Platinum’s story is more complicated. CME Group says global platinum jewelry demand rose 7% in 2025 to a seven-year high, helped by platinum’s discount to gold. That made it attractive for buyers and useful for jewelers looking for a white metal with prestige and a better relative price.

But the same source expects 2026 demand to contract 6%, with weaker demand from China and tariff-related headwinds in India. That matters because platinum often serves as a substitute when gold becomes too expensive, and that safety valve is less reliable when platinum itself is moving sharply higher. What once looked like a practical premium alternative is starting to behave like a pricey metal category of its own.

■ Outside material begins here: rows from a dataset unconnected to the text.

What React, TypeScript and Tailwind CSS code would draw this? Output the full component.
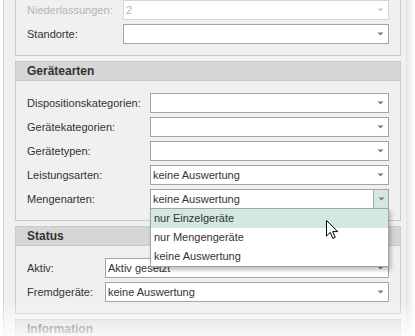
import type { ReactNode } from 'react';

function Arrow({ light }: { light?: boolean }) {
  return (
    <svg width="7" height="4" viewBox="0 0 7 4" className="shrink-0">
      <path d="M0.5 0.5 H6.5 L3.5 3.5 Z" fill={light ? '#cccccc' : '#7a7a7a'} />
    </svg>
  );
}

function Combo({ value, disabled, open }: { value?: string; disabled?: boolean; open?: boolean }) {
  return (
    <div
      className={`flex h-[20px] flex-1 items-center border bg-white ${
        disabled ? 'border-[#d6d6d6] text-[#b4b4b4]' : 'border-[#a4a4a4] text-[#333]'
      }`}
    >
      <span className="flex-1 truncate pl-[2px] leading-[18px]">{value}</span>
      <span
        className={`flex h-full w-[15px] items-center justify-center ${
          open ? 'border-l border-[#a4a4a4] bg-[#d3e8e1]' : ''
        }`}
      >
        <Arrow light={disabled} />
      </span>
    </div>
  );
}

function Row({
  label,
  labelWidth,
  value,
  disabled,
  open,
  children,
}: {
  label: string;
  labelWidth: string;
  value?: string;
  disabled?: boolean;
  open?: boolean;
  children?: ReactNode;
}) {
  return (
    <div className="relative flex h-[20px] items-center">
      <span className={`${labelWidth} shrink-0 ${disabled ? 'text-[#b4b4b4]' : 'text-[#333]'}`}>{label}</span>
      <Combo value={value} disabled={disabled} open={open} />
      {children}
    </div>
  );
}

function Group({ title, className, children }: { title?: string; className?: string; children: ReactNode }) {
  return (
    <section className={`border border-[#cacaca] bg-[#f0f0f0] ${className ?? ''}`}>
      {title && (
        <div className="flex h-[19px] items-center border-b border-[#cacaca] bg-[#d6d6d6] pl-[11px] text-[12px] font-bold text-[#333]">
          {title}
        </div>
      )}
      <div className="flex flex-col gap-[4px] pb-[11px] pl-[11px] pr-[11px] pt-[12px]">{children}</div>
    </section>
  );
}

const options = ['nur Einzelgeräte', 'nur Mengengeräte', 'keine Auswertung'];

export default function App() {
  return (
    <div className="relative h-[336px] w-[415px] overflow-hidden bg-white font-['Liberation_Sans',Arial,sans-serif] text-[11px] text-[#333]">
      <div className="ml-[3px] mr-[8px] flex h-full flex-col gap-[5px] border-x border-[#d2d2d2] bg-[#f0f0f0] pl-[11px] pr-[5px]">
        <Group className="-mt-[13px]">
          <Row label="Niederlassungen:" labelWidth="w-[96px]" value="2" disabled />
          <Row label="Standorte:" labelWidth="w-[96px]" />
        </Group>

        <Group title="Gerätearten">
          <Row label="Dispositionskategorien:" labelWidth="w-[123px]" />
          <Row label="Gerätekategorien:" labelWidth="w-[123px]" />
          <Row label="Gerätetypen:" labelWidth="w-[123px]" />
          <Row label="Leistungsarten:" labelWidth="w-[123px]" value="keine Auswertung" />
          <Row label="Mengenarten:" labelWidth="w-[123px]" value="keine Auswertung" open>
            <ul className="absolute left-[123px] right-0 top-[19px] z-10 border border-[#a4a4a4] bg-white shadow-[2px_3px_4px_rgba(0,0,0,0.25)]">
              {options.map((o, i) => (
                <li
                  key={o}
                  className={`flex h-[19px] items-center pl-[3px] text-[#333] ${i === 0 ? 'bg-[#d3e8e1]' : ''}`}
                >
                  {o}
                </li>
              ))}
            </ul>
          </Row>
        </Group>

        <Group title="Status">
          <Row label="Aktiv:" labelWidth="w-[78px]" value="Aktiv gesetzt" />
          <Row label="Fremdgeräte:" labelWidth="w-[78px]" value="keine Auswertung" />
        </Group>

        <Group title="Information">
          <Row label="" labelWidth="w-[78px]" />
        </Group>
      </div>

      {/* mouse pointer */}
      <svg width="13" height="20" viewBox="0 0 13 20" className="absolute left-[326px] top-[220px] z-20">
        <path
          d="M0.5 0.5 V16 L4.3 12.4 L6.8 18.4 L9.2 17.4 L6.8 11.6 H11.8 Z"
          fill="white"
          stroke="black"
          strokeWidth="1"
          strokeLinejoin="round"
        />
      </svg>

      {/* screenshot fade at right and bottom */}
      <div className="pointer-events-none absolute right-0 top-0 h-full w-[9px] bg-gradient-to-r from-[#e4e4e4] to-white" />
      <div className="pointer-events-none absolute bottom-0 left-0 h-[36px] w-full bg-gradient-to-b from-white/0 to-white/85" />
    </div>
  );
}
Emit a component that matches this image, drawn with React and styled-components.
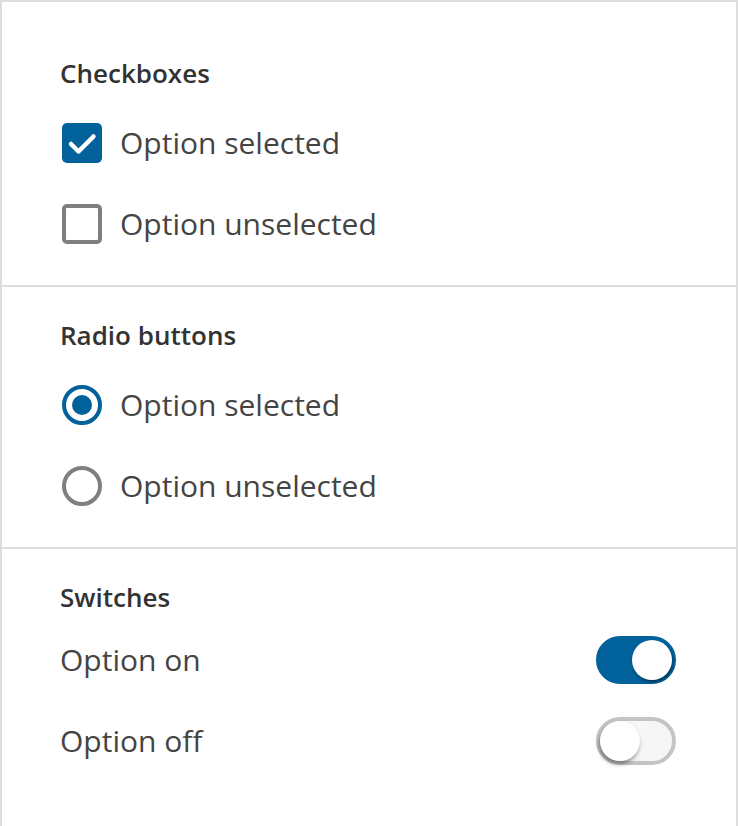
import styled, { createGlobalStyle } from 'styled-components';

const GlobalStyle = createGlobalStyle`
  html, body {
    margin: 0;
    padding: 0;
    background: #fff;
  }
  body {
    font-family: "Open Sans", "Noto Sans", sans-serif;
    color: #444;
  }
`;

const BLUE = '#00619b';
const GRAY = '#7f7f7f';
const LINE = '#dddddd';

const Panel = styled.div`
  box-sizing: border-box;
  min-height: 100vh;
  padding-top: 23px;
  border: 2px solid ${LINE};
  border-bottom: none;
`;

const Section = styled.section`
  padding: 33px 60px 21px 58px;
  border-bottom: 2px solid ${LINE};

  &:last-child {
    border-bottom: none;
  }
`;

const Heading = styled.h2`
  margin: 0;
  font-size: 26px;
  font-weight: 600;
  line-height: 30px;
  color: #333;
`;

const List = styled.div`
  display: flex;
  flex-direction: column;
  margin-top: ${p => p.$gap}px;
`;

const Row = styled.label`
  display: flex;
  align-items: center;
  justify-content: ${p => (p.$spread ? 'space-between' : 'flex-start')};
  gap: 18px;
  height: 81px;
  font-size: 30px;
  line-height: 40px;
  color: #444;
  cursor: pointer;
`;

const Box = styled.span`
  box-sizing: border-box;
  flex: none;
  display: flex;
  align-items: center;
  justify-content: center;
  width: 40px;
  height: 40px;
  margin-left: 2px;
  border-radius: 5px;
  background: ${p => (p.$checked ? BLUE : '#fff')};
  border: ${p => (p.$checked ? 'none' : `4px solid ${GRAY}`)};
`;

const Radio = styled.span`
  box-sizing: border-box;
  flex: none;
  display: flex;
  align-items: center;
  justify-content: center;
  width: 40px;
  height: 40px;
  margin-left: 2px;
  border-radius: 50%;
  border: 4px solid ${p => (p.$checked ? BLUE : GRAY)};

  &::after {
    content: '';
    display: ${p => (p.$checked ? 'block' : 'none')};
    width: 20px;
    height: 20px;
    border-radius: 50%;
    background: ${BLUE};
  }
`;

const Track = styled.span`
  box-sizing: border-box;
  position: relative;
  flex: none;
  width: 80px;
  height: 48px;
  border-radius: 24px;
  border: 4px solid ${p => (p.$on ? BLUE : '#c4c4c4')};
  background: ${p => (p.$on ? BLUE : '#f6f6f6')};
`;

const Knob = styled.span`
  position: absolute;
  top: 0;
  left: ${p => (p.$on ? '32px' : '0')};
  width: 40px;
  height: 40px;
  border-radius: 50%;
  background: #fff;
  box-shadow: ${p =>
    p.$on ? '1px 2px 3px rgba(0, 0, 0, 0.45)' : '-1px 3px 4px rgba(0, 0, 0, 0.4)'};
`;

function Check() {
  return (
    <svg width="40" height="40" viewBox="0 0 40 40" fill="none">
      <path
        d="M9 21 L16.5 28.5 L31.5 13.5"
        stroke="#fff"
        strokeWidth="4.5"
        strokeLinecap="round"
        strokeLinejoin="round"
      />
    </svg>
  );
}

export default function App() {
  return (
    <>
      <GlobalStyle />
      <Panel>
        <Section>
          <Heading>Checkboxes</Heading>
          <List $gap={14}>
            <Row>
              <Box $checked>
                <Check />
              </Box>
              Option selected
            </Row>
            <Row>
              <Box />
              Option unselected
            </Row>
          </List>
        </Section>

        <Section>
          <Heading>Radio buttons</Heading>
          <List $gap={14}>
            <Row>
              <Radio $checked />
              Option selected
            </Row>
            <Row>
              <Radio />
              Option unselected
            </Row>
          </List>
        </Section>

        <Section>
          <Heading>Switches</Heading>
          <List $gap={7}>
            <Row $spread>
              Option on
              <Track $on>
                <Knob $on />
              </Track>
            </Row>
            <Row $spread>
              Option off
              <Track>
                <Knob />
              </Track>
            </Row>
          </List>
        </Section>
      </Panel>
    </>
  );
}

How jewelers are keeping the story intact

Retailers and designers are experimenting with several workarounds that protect both aesthetics and margin. Rapaport has reported on alternatives such as gold-plating silver, using more gemstones to reduce gold content, and leaning on lower-metal designs. Those tactics work only when the piece still feels complete, which is why the strongest examples usually shift value into the center stone, the proportion of the setting or the overall design rhythm.

Tariffs and trade uncertainty have added another layer of strain. Designer Jade Trau has pointed to the difficulty of separating gold prices from tariff pressure, and that combination matters because sourcing decisions now affect not just cost but timing, availability and what can be promised to retailers. In this climate, the best commercial answer is not to chase every trend, but to make fewer pieces that can hold their price, their shape and their story.

That is the real meaning of innovation in diamond jewelry right now. The winners are not simply cutting weight. They are building collections that feel intentional enough to command a premium, even as the metals beneath the diamonds refuse to stay still.